The Rise of the ‘Super Weed’ Around the World

Super Weed

By: Rani Molla

“Super weeds” are becoming increasingly common.

Texas cotton growers are petitioning the Environmental Protection Agency to let them use propazine, an alternative herbicide to Monsanto’s glysophate, which is currently used,  to combat a “super weed” that has developed resistance to it. According to the Weed Science Society of America, these herbicide-resistant weeds were first reported in the 1950s — soon after farmers began using the first major synthetic herbicides — and are on the rise.

It’s a case of typical evolutionary processes: A farmer sprays her field with an herbicide, most of the weeds die, a few that are best adapted for the herbicide will live on and reproduce. After repeated herbicide use, these super weeds can actually come to dominate the weed population. Weeds have evolved to be resistant to herbicide after herbicide, starting with synthetic auxins, then triazines, then ACCase inhibitors, then ALS inhibitors and now glyphosate, the main ingredient in Monsanto’s Roundup, according to Director of the International Survey of Herbicide-Resistant Weeds Ian Heap, who helps run, the central repository for scientifically backed, peer-reviewed herbicide-resistance cases.

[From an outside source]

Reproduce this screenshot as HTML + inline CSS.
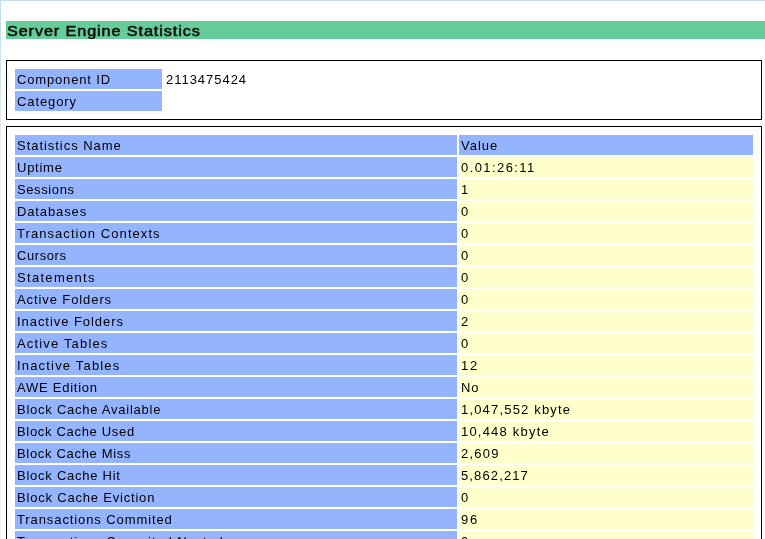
<!DOCTYPE html><html><head><meta charset='utf-8'><style>
html,body{margin:0;padding:0;background:#fff;}
body{-webkit-font-smoothing:antialiased;width:765px;height:539px;overflow:hidden;position:relative;font-family:"Liberation Sans",sans-serif;color:#000;}
.fr{position:absolute;background:#c4ddee;}
.title{position:absolute;left:6px;top:21px;width:759px;height:18px;background:#66cc99;overflow:hidden;}
.title span{will-change:transform;position:absolute;left:1px;top:1px;font-weight:normal;-webkit-text-stroke:0.6px #1a1a1a;font-size:15px;line-height:18px;white-space:nowrap;transform:scaleX(1.08);transform-origin:0 0;}
.box{position:absolute;border:1px solid #000;box-sizing:border-box;}
.c{position:absolute;height:20px;overflow:hidden;}
.c span{will-change:transform;position:absolute;left:2px;top:1px;font-size:13px;line-height:20px;white-space:nowrap;}
.b{background:#94b4ff;}
.y{background:#ffffcc;}
</style></head><body>
<div class='fr' style='left:0;top:0;width:765px;height:1px'></div>
<div class='fr' style='left:0;top:0;width:1px;height:539px;background:linear-gradient(to bottom,#c5ddec 0px,#c6ddec 25px,#eaf2fa 170px,#eaf2fa 539px)'></div>
<div class='title'><span style='letter-spacing:0.837px'>Server Engine Statistics</span></div>
<div class='box' style='left:6px;top:60px;width:756px;height:60px'></div>
<div class='c b' style='left:15px;top:69px;width:147px'><span style='letter-spacing:0.841px'>Component ID</span></div>
<div class='c' style='left:164px;top:69px;width:200px'><span style='letter-spacing:0.972px'>2113475424</span></div>
<div class='c b' style='left:15px;top:91px;width:147px'><span style='letter-spacing:0.893px'>Category</span></div>
<div class='box' style='left:6px;top:126px;width:756px;height:500px'></div>
<div class='c b' style='left:15px;top:135px;width:442px'><span style='letter-spacing:0.964px'>Statistics Name</span></div>
<div class='c b' style='left:459px;top:135px;width:294px'><span style='letter-spacing:1.000px'>Value</span></div>
<div class='c b' style='left:15px;top:157px;width:442px'><span style='letter-spacing:0.750px'>Uptime</span></div>
<div class='c y' style='left:459px;top:157px;width:294px'><span style='letter-spacing:1.417px'>0.01:26:11</span></div>
<div class='c b' style='left:15px;top:179px;width:442px'><span style='letter-spacing:0.607px'>Sessions</span></div>
<div class='c y' style='left:459px;top:179px;width:294px'><span style='letter-spacing:0.750px'>1</span></div>
<div class='c b' style='left:15px;top:201px;width:442px'><span style='letter-spacing:0.875px'>Databases</span></div>
<div class='c y' style='left:459px;top:201px;width:294px'><span style='letter-spacing:0.750px'>0</span></div>
<div class='c b' style='left:15px;top:223px;width:442px'><span style='letter-spacing:1.066px'>Transaction Contexts</span></div>
<div class='c y' style='left:459px;top:223px;width:294px'><span style='letter-spacing:0.750px'>0</span></div>
<div class='c b' style='left:15px;top:245px;width:442px'><span style='letter-spacing:0.583px'>Cursors</span></div>
<div class='c y' style='left:459px;top:245px;width:294px'><span style='letter-spacing:0.750px'>0</span></div>
<div class='c b' style='left:15px;top:267px;width:442px'><span style='letter-spacing:1.306px'>Statements</span></div>
<div class='c y' style='left:459px;top:267px;width:294px'><span style='letter-spacing:0.750px'>0</span></div>
<div class='c b' style='left:15px;top:289px;width:442px'><span style='letter-spacing:0.904px'>Active Folders</span></div>
<div class='c y' style='left:459px;top:289px;width:294px'><span style='letter-spacing:0.750px'>0</span></div>
<div class='c b' style='left:15px;top:311px;width:442px'><span style='letter-spacing:0.950px'>Inactive Folders</span></div>
<div class='c y' style='left:459px;top:311px;width:294px'><span style='letter-spacing:0.750px'>2</span></div>
<div class='c b' style='left:15px;top:333px;width:442px'><span style='letter-spacing:1.167px'>Active Tables</span></div>
<div class='c y' style='left:459px;top:333px;width:294px'><span style='letter-spacing:0.750px'>0</span></div>
<div class='c b' style='left:15px;top:355px;width:442px'><span style='letter-spacing:1.179px'>Inactive Tables</span></div>
<div class='c y' style='left:459px;top:355px;width:294px'><span style='letter-spacing:1.750px'>12</span></div>
<div class='c b' style='left:15px;top:377px;width:442px'><span style='letter-spacing:0.750px'>AWE Edition</span></div>
<div class='c y' style='left:459px;top:377px;width:294px'><span style='letter-spacing:0.750px'>No</span></div>
<div class='c b' style='left:15px;top:399px;width:442px'><span style='letter-spacing:0.750px'>Block Cache Available</span></div>
<div class='c y' style='left:459px;top:399px;width:294px'><span style='letter-spacing:1.179px'>1,047,552 kbyte</span></div>
<div class='c b' style='left:15px;top:421px;width:442px'><span style='letter-spacing:0.683px'>Block Cache Used</span></div>
<div class='c y' style='left:459px;top:421px;width:294px'><span style='letter-spacing:1.205px'>10,448 kbyte</span></div>
<div class='c b' style='left:15px;top:443px;width:442px'><span style='letter-spacing:0.683px'>Block Cache Miss</span></div>
<div class='c y' style='left:459px;top:443px;width:294px'><span style='letter-spacing:1.250px'>2,609</span></div>
<div class='c b' style='left:15px;top:465px;width:442px'><span style='letter-spacing:0.750px'>Block Cache Hit</span></div>
<div class='c y' style='left:459px;top:465px;width:294px'><span style='letter-spacing:1.125px'>5,862,217</span></div>
<div class='c b' style='left:15px;top:487px;width:442px'><span style='letter-spacing:0.803px'>Block Cache Eviction</span></div>
<div class='c y' style='left:459px;top:487px;width:294px'><span style='letter-spacing:infpx'>0</span></div>
<div class='c b' style='left:15px;top:509px;width:442px'><span style='letter-spacing:0.900px'>Transactions Commited</span></div>
<div class='c y' style='left:459px;top:509px;width:294px'><span style='letter-spacing:1.750px'>96</span></div>
<div class='c b' style='left:15px;top:531px;width:442px'><span style='letter-spacing:0.898px'>Transactions Commited Nested</span></div>
<div class='c y' style='left:459px;top:531px;width:294px'><span style='letter-spacing:0.750px'>0</span></div>
</body></html>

The increase in super weeds is troubling for everyone. Farmers worry they’ll lose their crops while environmentalists worry about these various toxic herbicides leaching into groundwater. From the article:

“Pigweed is a really serious problem for farmers,” said Bill Freese, science policy analyst at the Center for Food Safety. “But propazine is not the solution. We need to have farm practices that don’t create resistant weeds in the first place, so we don’t have to resort to toxic herbicides to treat them.”

U.S. farmers have had some success in controlling pigweed using a growing arsenal of herbicides, but Texas’s proposal underscores the challenge farmers face in keeping the weed from strangling their crops.

“Weed resistance is of utmost concern for us,” said Ned Meister, director of regulatory activities for the Texas Farm Bureau. “The purpose of the request is to put another tool in the toolbox for farmers to address weeds that are resistant to other chemicals.”